* Problem
Find the lines that hold the word "this" and return them.

* Given information
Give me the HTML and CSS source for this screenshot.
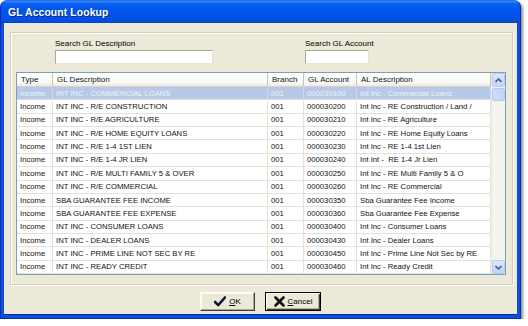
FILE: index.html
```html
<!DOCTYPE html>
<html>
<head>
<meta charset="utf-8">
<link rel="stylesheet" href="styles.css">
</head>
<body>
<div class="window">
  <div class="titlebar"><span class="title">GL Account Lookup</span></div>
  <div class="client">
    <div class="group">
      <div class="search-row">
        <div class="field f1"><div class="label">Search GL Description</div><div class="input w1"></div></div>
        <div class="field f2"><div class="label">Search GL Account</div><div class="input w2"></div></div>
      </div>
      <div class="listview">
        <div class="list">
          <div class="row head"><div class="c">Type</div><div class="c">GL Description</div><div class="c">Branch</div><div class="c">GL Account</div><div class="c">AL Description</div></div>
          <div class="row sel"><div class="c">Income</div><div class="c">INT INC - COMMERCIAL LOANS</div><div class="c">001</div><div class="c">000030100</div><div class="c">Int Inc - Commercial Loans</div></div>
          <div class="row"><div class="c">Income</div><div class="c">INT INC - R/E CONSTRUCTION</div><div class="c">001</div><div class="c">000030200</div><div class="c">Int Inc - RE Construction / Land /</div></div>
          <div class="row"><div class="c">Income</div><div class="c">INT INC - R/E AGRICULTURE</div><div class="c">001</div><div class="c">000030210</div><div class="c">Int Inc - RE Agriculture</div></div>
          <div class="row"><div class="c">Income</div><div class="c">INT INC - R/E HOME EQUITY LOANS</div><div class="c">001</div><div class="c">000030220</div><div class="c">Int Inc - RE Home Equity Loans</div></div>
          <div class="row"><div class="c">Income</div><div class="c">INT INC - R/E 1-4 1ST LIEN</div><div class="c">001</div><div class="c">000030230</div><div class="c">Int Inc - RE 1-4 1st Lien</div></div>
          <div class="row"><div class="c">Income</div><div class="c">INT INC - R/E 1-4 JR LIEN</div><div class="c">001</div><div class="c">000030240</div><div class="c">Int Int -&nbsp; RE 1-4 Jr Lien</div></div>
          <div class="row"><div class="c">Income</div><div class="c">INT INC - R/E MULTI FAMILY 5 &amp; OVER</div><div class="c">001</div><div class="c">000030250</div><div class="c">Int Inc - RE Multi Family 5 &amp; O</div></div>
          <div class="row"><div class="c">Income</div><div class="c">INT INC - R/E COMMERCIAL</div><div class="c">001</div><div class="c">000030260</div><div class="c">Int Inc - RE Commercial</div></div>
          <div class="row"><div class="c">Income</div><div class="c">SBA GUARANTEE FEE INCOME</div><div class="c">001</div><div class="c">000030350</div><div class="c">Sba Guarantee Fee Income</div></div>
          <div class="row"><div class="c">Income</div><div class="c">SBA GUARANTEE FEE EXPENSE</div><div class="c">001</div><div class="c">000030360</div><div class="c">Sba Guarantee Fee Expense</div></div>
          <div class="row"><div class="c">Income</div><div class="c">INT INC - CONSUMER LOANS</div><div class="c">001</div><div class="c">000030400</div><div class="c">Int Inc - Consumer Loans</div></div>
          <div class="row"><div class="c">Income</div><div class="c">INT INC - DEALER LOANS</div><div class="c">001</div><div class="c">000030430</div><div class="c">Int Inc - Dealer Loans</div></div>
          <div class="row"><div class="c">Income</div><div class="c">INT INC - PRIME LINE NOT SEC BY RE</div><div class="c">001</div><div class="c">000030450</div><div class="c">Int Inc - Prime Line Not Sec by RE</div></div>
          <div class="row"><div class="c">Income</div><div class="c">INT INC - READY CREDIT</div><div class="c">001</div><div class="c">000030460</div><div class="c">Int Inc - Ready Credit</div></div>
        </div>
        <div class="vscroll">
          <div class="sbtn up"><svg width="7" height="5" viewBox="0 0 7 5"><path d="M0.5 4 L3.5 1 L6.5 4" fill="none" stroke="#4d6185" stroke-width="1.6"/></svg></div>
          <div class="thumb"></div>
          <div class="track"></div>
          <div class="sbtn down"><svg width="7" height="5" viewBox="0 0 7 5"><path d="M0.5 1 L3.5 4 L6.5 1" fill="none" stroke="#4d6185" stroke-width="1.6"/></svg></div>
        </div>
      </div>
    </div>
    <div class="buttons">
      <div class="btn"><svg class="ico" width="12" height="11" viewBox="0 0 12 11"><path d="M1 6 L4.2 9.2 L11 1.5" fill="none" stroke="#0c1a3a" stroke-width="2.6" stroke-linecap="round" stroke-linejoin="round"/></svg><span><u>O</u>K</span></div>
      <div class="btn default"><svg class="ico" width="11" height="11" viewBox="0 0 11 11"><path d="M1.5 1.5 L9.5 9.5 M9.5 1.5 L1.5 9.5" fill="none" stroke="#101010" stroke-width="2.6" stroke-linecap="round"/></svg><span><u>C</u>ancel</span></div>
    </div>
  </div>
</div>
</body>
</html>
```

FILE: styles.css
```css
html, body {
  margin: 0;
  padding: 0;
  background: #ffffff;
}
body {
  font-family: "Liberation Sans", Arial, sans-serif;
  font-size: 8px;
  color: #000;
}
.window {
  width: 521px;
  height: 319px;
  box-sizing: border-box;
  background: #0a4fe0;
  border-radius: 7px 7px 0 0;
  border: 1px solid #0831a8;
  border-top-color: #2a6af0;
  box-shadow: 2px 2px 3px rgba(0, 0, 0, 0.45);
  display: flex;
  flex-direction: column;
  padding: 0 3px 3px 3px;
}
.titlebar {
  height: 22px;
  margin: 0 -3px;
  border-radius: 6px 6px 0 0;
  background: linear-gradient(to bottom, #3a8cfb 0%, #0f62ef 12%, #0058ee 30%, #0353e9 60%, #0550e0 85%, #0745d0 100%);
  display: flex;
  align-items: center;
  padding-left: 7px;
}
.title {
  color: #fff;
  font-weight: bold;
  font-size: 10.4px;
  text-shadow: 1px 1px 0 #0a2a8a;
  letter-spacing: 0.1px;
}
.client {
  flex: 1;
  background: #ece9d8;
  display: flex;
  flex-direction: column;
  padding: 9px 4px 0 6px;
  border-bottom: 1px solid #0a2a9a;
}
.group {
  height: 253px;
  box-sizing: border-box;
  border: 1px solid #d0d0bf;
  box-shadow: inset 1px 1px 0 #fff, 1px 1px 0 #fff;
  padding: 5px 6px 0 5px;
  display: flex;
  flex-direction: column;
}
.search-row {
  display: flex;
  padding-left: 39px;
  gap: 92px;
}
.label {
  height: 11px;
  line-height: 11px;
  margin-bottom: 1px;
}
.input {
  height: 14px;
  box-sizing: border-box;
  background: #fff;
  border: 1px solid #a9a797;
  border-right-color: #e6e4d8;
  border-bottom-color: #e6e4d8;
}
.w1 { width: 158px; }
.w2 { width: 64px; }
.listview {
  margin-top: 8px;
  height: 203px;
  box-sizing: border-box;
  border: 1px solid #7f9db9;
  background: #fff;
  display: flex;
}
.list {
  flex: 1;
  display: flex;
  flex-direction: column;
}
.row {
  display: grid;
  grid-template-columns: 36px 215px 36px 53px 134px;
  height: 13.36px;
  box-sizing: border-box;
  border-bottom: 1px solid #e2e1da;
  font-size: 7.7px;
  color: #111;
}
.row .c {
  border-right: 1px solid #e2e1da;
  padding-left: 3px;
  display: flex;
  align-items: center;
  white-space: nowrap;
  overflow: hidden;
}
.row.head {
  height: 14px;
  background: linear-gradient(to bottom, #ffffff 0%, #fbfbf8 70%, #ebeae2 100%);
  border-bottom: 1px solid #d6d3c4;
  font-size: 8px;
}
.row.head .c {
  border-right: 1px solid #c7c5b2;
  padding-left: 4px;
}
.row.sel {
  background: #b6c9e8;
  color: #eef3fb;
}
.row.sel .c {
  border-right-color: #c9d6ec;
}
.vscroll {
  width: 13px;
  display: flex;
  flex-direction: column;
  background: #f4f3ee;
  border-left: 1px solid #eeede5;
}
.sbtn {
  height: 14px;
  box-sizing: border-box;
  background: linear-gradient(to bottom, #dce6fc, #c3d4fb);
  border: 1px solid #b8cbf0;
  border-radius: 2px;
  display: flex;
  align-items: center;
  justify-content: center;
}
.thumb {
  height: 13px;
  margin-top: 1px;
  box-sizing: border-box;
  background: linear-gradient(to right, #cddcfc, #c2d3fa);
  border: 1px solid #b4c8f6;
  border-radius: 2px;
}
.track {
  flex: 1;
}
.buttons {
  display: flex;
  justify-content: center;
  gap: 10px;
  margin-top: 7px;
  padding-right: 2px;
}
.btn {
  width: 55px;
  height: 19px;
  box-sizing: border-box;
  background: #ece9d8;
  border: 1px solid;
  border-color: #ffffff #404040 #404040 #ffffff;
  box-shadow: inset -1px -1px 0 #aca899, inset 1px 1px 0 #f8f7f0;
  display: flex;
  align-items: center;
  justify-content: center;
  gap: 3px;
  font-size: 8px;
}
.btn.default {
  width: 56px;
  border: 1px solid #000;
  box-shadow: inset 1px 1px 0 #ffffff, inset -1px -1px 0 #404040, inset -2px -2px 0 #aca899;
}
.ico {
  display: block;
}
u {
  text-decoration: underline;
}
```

* * *

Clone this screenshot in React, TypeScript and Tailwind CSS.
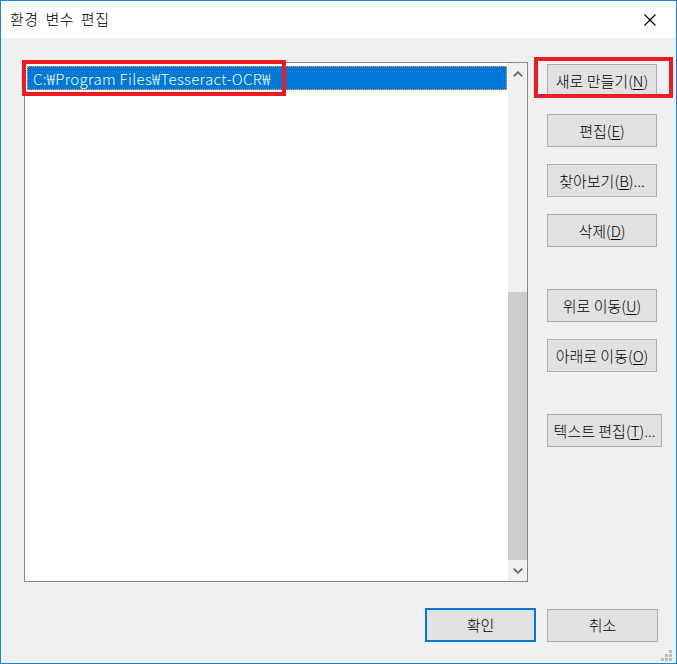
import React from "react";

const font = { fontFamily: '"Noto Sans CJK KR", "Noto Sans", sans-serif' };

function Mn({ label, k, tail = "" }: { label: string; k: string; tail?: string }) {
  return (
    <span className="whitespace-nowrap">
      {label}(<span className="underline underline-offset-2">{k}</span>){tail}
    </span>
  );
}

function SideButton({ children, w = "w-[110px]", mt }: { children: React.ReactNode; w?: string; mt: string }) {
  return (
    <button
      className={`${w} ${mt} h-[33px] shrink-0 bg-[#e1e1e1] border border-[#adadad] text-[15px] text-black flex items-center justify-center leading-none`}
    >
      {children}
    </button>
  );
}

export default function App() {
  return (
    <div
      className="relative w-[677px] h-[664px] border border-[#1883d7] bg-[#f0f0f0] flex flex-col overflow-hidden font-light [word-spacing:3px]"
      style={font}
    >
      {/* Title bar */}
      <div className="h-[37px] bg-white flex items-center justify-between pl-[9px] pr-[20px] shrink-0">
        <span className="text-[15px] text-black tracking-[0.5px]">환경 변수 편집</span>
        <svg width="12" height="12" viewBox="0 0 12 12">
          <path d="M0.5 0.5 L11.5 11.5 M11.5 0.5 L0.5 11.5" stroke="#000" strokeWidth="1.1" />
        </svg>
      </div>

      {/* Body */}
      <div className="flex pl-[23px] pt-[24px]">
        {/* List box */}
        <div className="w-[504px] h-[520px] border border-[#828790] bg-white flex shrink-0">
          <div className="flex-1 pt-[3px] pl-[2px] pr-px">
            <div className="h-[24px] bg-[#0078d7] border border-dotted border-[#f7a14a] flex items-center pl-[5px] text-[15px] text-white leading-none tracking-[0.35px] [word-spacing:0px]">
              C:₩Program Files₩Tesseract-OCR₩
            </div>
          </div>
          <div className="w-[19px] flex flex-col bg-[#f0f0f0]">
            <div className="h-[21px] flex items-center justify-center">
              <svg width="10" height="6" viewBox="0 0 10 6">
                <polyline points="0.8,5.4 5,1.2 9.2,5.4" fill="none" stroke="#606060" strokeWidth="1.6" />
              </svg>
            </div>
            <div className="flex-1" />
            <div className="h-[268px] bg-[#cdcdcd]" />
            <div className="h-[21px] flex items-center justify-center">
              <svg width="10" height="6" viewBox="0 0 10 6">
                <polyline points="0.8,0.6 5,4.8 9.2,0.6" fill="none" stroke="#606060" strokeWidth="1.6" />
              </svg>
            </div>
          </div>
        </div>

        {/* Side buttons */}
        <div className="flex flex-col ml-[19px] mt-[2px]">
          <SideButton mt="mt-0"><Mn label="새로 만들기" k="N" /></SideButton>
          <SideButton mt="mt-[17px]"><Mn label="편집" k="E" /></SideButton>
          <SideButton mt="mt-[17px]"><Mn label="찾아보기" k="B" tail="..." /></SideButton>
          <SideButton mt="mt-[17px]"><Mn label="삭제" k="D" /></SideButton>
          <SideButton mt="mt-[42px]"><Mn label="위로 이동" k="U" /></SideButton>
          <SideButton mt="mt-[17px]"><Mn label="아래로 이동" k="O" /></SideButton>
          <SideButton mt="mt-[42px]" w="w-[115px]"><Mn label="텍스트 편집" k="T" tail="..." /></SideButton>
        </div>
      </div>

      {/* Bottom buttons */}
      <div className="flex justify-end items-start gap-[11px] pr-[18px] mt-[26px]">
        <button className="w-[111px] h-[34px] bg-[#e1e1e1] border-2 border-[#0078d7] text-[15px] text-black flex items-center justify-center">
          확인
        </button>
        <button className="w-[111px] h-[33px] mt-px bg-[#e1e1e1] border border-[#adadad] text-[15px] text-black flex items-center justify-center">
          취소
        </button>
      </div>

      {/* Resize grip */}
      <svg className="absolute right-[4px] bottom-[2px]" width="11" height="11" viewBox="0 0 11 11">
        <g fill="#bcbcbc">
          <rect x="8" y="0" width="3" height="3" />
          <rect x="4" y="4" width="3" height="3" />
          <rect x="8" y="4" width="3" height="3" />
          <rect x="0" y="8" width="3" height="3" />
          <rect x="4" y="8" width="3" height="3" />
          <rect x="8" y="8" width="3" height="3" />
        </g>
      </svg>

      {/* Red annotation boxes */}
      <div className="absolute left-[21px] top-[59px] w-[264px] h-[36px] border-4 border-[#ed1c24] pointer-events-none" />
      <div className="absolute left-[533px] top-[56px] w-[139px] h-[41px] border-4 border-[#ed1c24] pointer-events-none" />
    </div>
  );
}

* Solution below
Give me the HTML and CSS source for this screenshot.
Clone this screenshot in React, TypeScript and Tailwind CSS.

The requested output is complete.